Trading posts were also places for people to meet and exchange the news of the world, or simply the news from their home country (many of the world's trading posts were places people loved to emigrate to) in a time when not even newspapers existed.
Trading posts in general were of great importance to the history of currency. Almost right at the start of trading post history, the need occurs to have something as a payment medium. Soon trade-tokens and eventually coins were produced from precious metals like gold, silver and copper for the use of buying and selling goods instead of simply exchanging them. After the introduction of money, the first banks occurred in Genoa and Venice almost immediately.
European colonialism traces its roots to ancient Carthage. Originally a trading settlement of Phoenician colonists, Carthage grew into a vast economic and political power throughout the Mediterranean, accumulating wealth and influence through its economic (trading) prowess. Almost every city of importance of the world once started its history as a trading post: Venice, New York, Shanghai, Singapore, Hong Kong, Naples, Rotterdam, etc.
The annexation of trading posts along ancient trade routes by 16th and 17th century European powers, like the Dutch and English, beginning with the capture of Ceuta (a terminus of the trans-Saharan trade route) by the Portuguese in 1415, who went on to establish further enclaves as they explored the coasts of Africa, Arabia, India and South East Asia in search of the source of the lucrative spice trade. Trading posts were also very common in the early settlements of Canada and the United States for the trade of such things as fur.

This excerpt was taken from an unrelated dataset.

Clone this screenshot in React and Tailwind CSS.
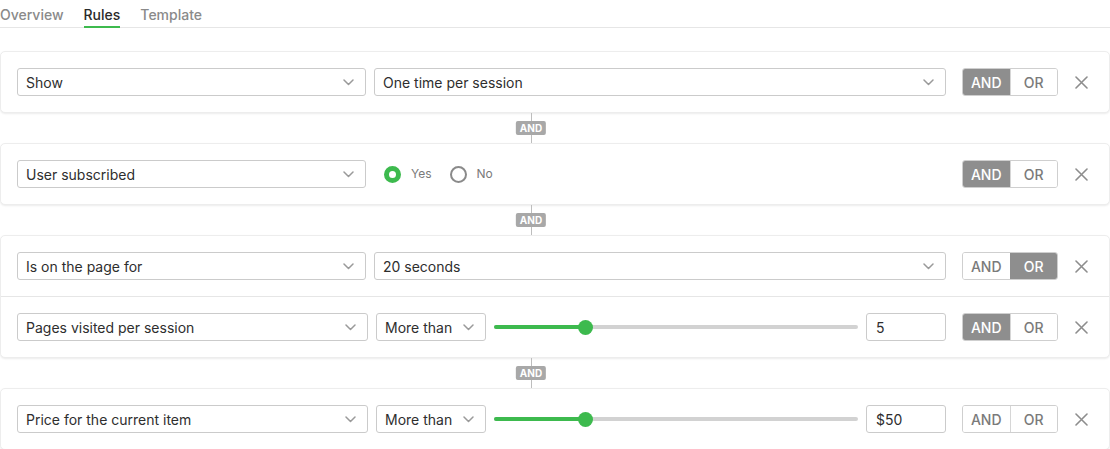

They are also used in many camps across America as places to buy snacks, items and souvenirs.
In the United States in the early 19th century trading posts used by Native Americans were licensed by the federal government and called "factories". Tribes were to concede substantial territory to the United States in order to access the "factories" as happened at Fort Clark in the Treaty of Fort Clark in which the Osage Nation conceded most of Missouri in order to access the trading post.
A 'trading post' can also be referred to as the place where securities listed on the New York Stock Exchange are traded (bought and sold).